Categories Analysis, Earnings, Leisure & Entertainment
What to expect when Electronic Arts (EA) reports Q4 earnings next week
For Q4, Electronic Arts has guided for net bookings to range between $1.67-1.77 billion
Shares of Electronic Arts Inc. (NASDAQ: EA) stayed green on Friday. The stock has gained 9% in the past three months. The company is slated to report its fourth quarter 2023 earnings results on Tuesday, May 9, after market close. Here’s a look at what to expect from the earnings report:
Revenue
Electronic Arts has guided for revenue of $1.70-1.80 billion in Q4 2023. Analysts are projecting revenue of $1.76 billion, which compares to $1.82 billion reported in Q4 2022. In the third quarter of 2023, revenue increased 5% year-over-year to $1.88 billion.
Earnings
EA expects net income for Q4 2023 to range between $14-55 million and EPS to range between $0.05-0.20. The consensus estimate for EPS in Q4 is $1.31. This compares to EPS of $0.80 reported in Q4 2022. In Q3 2023, EPS more than doubled YoY to $0.73.
Points to note
For the fourth quarter of 2023, Electronic Arts has guided for net bookings to range between $1.67-1.77 billion. Net bookings were $1.75 billion in the fourth quarter of 2022 and $2.34 billion in the third quarter of 2023.

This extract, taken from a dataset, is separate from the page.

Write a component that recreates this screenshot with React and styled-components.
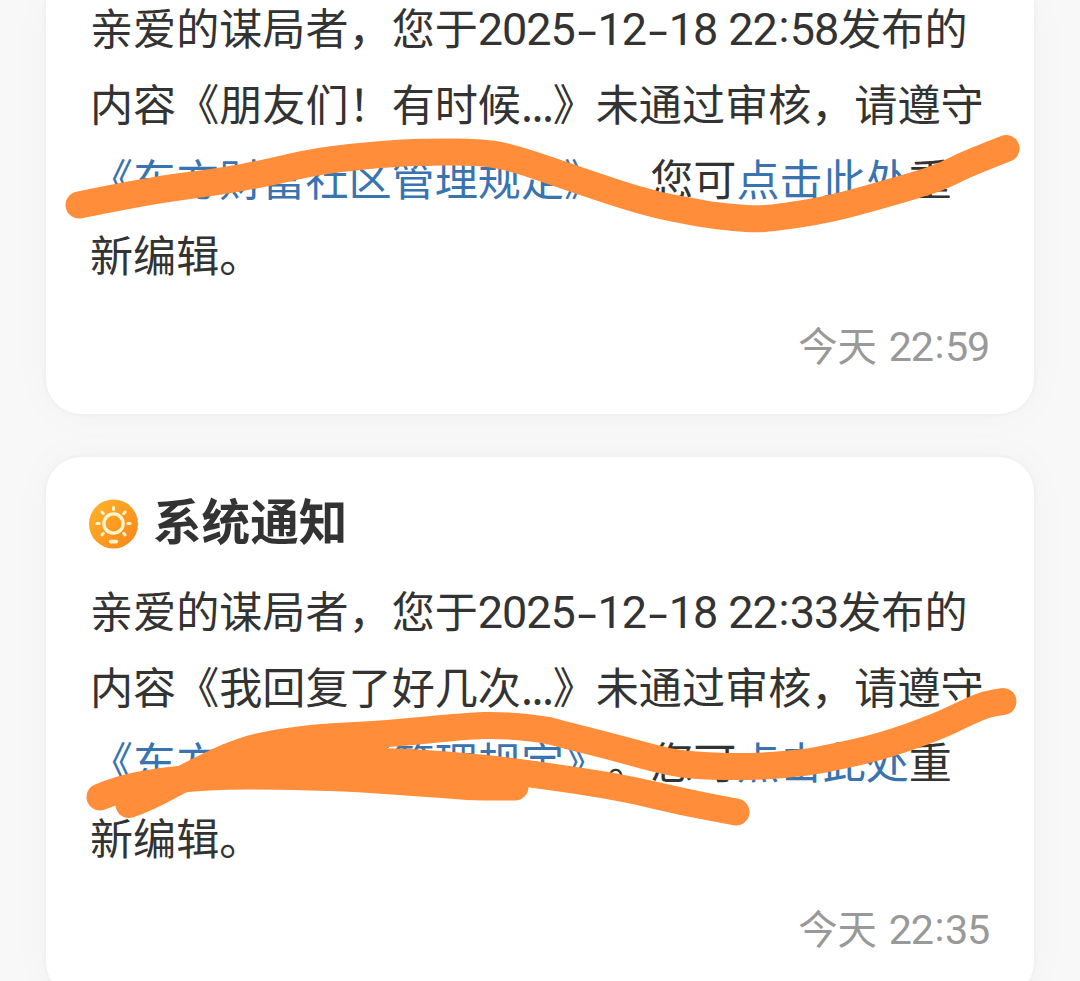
import React from 'react';
import styled, { createGlobalStyle } from 'styled-components';

const GlobalStyle = createGlobalStyle`
    * {
        box-sizing: border-box;
    }

    body {
        margin: 0;
        overflow: hidden;
        background: #f8f8f8;
        font-family: "Noto Sans CJK SC", sans-serif;
        text-spacing-trim: space-all;
    }
`;

const Feed = styled.main`
    position: relative;
    width: 1080px;
    height: 981px;
    padding: 0 46px;
    display: flex;
    flex-direction: column;
    gap: 43px;
    overflow: hidden;
`;

const Card = styled.article`
    flex: none;
    display: flex;
    flex-direction: column;
    height: ${props => props.$continued ? '414px' : '540px'};
    padding: ${props => props.$continued ? '0 44px' : '35px 44px 0'};
    border-radius: ${props => props.$continued ? '0 0 35px 35px' : '35px'};
    background: #fff;
    box-shadow: 0 0 5px rgba(0, 0, 0, 0.05), 0 0 44px rgba(0, 0, 0, 0.03);
`;

const CardHeader = styled.header`
    display: flex;
    align-items: center;
    height: 64px;
    gap: 15px;
    margin-bottom: 16px;
`;

const Title = styled.h2`
    margin: -10px 0 0;
    color: #333;
    font-size: 48.6px;
    font-weight: 700;
    line-height: 64px;
    white-space: nowrap;
`;

const Message = styled.p`
    width: 904px;
    margin: ${props => props.$continued ? '-11px 0 0' : '0'};
    color: #333;
    font-size: 43.1px;
    line-height: 75.7px;
`;

const Link = styled.a`
    color: #3973b0;
`;

const Digits = styled.span`
    font-family: Roboto, sans-serif;
    font-size: 45px;
    letter-spacing: -1.07px;
    word-spacing: 1px;
    line-height: 1;
`;

const Dash = styled.span`
    display: inline-block;
    width: 22.8px;
    line-height: 1;
    text-align: center;
    transform: translateY(2px) scaleX(1.55);
`;

const Colon = styled.span`
    display: inline-block;
    width: 0.29em;
    line-height: 1;
    text-align: center;
    transform: translateY(-3px);
`;

const Dots = styled.span`
    letter-spacing: -1.4px;
`;

const Time = styled.time`
    margin: 22px 1px 0 0;
    color: #999;
    font-size: 39.4px;
    line-height: 60px;
    text-align: right;
    white-space: nowrap;
    word-spacing: 3px;
`;

const Clock = styled.span`
    font-family: Roboto, sans-serif;
    font-size: 41.3px;
    letter-spacing: -1.15px;
    line-height: 1;
`;

const Marker = styled.svg`
    position: absolute;
    inset: 0;
    fill: none;
    stroke: #ff8d3a;
    stroke-width: 27;
    stroke-linecap: round;
    stroke-linejoin: round;
    pointer-events: none;
`;

const Sun = styled.svg`
    flex: none;
    margin-left: -1px;
`;

const notices = [
    { subject: '朋友们！有时候', sent: '22:58', received: '22:59', continued: true },
    { subject: '我回复了好几次', sent: '22:33', received: '22:35', continued: false },
];

// Freehand strokes, as the points the marker passed through
const strokes = [
    [[79, 205], [150, 190.5], [217, 182], [267, 173], [317, 161], [383, 154], [423, 152], [483, 152], [517, 159], [580, 181], [647, 203], [693, 212], [717, 216], [750, 219], [770, 218.5], [827, 210], [880, 195.5], [933, 180], [953, 171], [967, 164], [1006, 148.5]],
    [[129, 804.5], [145, 799], [190, 775], [226, 757], [260, 745.5], [314, 737.5], [387, 734], [467, 726], [500, 725], [543, 729], [565, 735], [617, 748], [667, 762], [700, 766], [753, 767], [803, 763], [830, 758], [880, 747], [937, 727], [970, 711], [987, 704], [1003, 701.5]],
    [[100, 797], [120, 789], [150, 783], [190, 778], [227, 776], [270, 776], [350, 778], [420, 783], [450, 785], [473, 787], [515, 787]],
    [[225, 769], [262, 774], [278, 768], [303, 764], [350, 761], [400, 762], [433, 764], [483, 768], [531, 774], [587, 782], [633, 790], [683, 802], [736, 812]],
    [[275, 756], [320, 750], [374, 748]],
];

// Curves through the midpoints so the joints stay soft
function strokePath(points) {
    let d = `M${points[0][0]} ${points[0][1]}`;
    for (let i = 1; i < points.length - 1; i++) {
        const [x, y] = points[i];
        const [nx, ny] = points[i + 1];
        d += ` Q${x} ${y} ${(x + nx) / 2} ${(y + ny) / 2}`;
    }
    const last = points[points.length - 1];
    return `${d} L${last[0]} ${last[1]}`;
}

const NoticeIcon = () => (
    <Sun width="49" height="50" viewBox="0 0 49 50">
        <defs>
            <linearGradient id="sun" x1="0" y1="0" x2="1" y2="1">
                <stop offset="0" stopColor="#fdb72e" />
                <stop offset="0.5" stopColor="#fd9c20" />
                <stop offset="1" stopColor="#f5851b" />
            </linearGradient>
        </defs>
        <circle cx="24.5" cy="25" r="24.5" fill="url(#sun)" />
        <g fill="none" stroke="#fff5cf" strokeWidth="3" strokeLinecap="round">
            <circle cx="24.5" cy="24.5" r="9.6" strokeWidth="3.4" />
            <path d="M24.5 8.4v2.2M13 13l1.3 1.5M36 13l-1.3 1.5M8 24.5h2.2M38.8 24.5H41M13 35.8l1.3-1.5M36 35.8l-1.3-1.5" />
            <path d="M21.7 42.6h5.6" strokeWidth="3.8" />
        </g>
    </Sun>
);

const HourMinute = ({ value }) => {
    const [hour, minute] = value.split(':');
    return <>{hour}<Colon>:</Colon>{minute}</>;
};

const Notice = ({ notice }) => (
    <Card $continued={notice.continued}>
        {!notice.continued && (
            <CardHeader>
                <NoticeIcon />
                <Title>系统通知</Title>
            </CardHeader>
        )}
        <Message $continued={notice.continued}>
            亲爱的谋局者，您于<Digits>2025<Dash>-</Dash>12<Dash>-</Dash>18 <HourMinute value={notice.sent} /></Digits>发布的<br />
            内容《{notice.subject}<Dots>...</Dots>》未通过审核，请遵守<br />
            <Link>《东方财富社区管理规定》</Link>。您可<Link>点击此处</Link>重<br />
            新编辑。
        </Message>
        <Time>今天 <Clock><HourMinute value={notice.received} /></Clock></Time>
    </Card>
);

export default function App() {
    return (
        <>
            <GlobalStyle />
            <Feed>
                {notices.map(notice => <Notice key={notice.sent} notice={notice} />)}
                <Marker width="1080" height="981" viewBox="0 0 1080 981">
                    {strokes.map((points, i) => <path key={i} d={strokePath(points)} />)}
                </Marker>
            </Feed>
        </>
    );
}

Electronic Arts has benefited from strong engagement and player growth driven by popular franchises like EA SPORTS FIFA. The company continues to invest in its leading franchises bringing out updates and fresh content to keep driving engagement. However, the easing of the pandemic-driven boom continues to take a toll on business and this is likely to have continued into Q4.
Last month, EA announced that The Sims 4, its latest offering from The Sims franchise, reached more than 70 million players around the world, becoming the most widely played game in the history of the franchise. The launch of new games such as WILD HEARTS are likely to have driven engagement in the latest quarter.
Electronic Arts continues to take measures to reduce costs. In Q3, operating expenses were down 3% year-over-year and on its quarterly call, the company said the actions it took in Q3 will reduce its operating expenses for the second half of the year by around $140 million.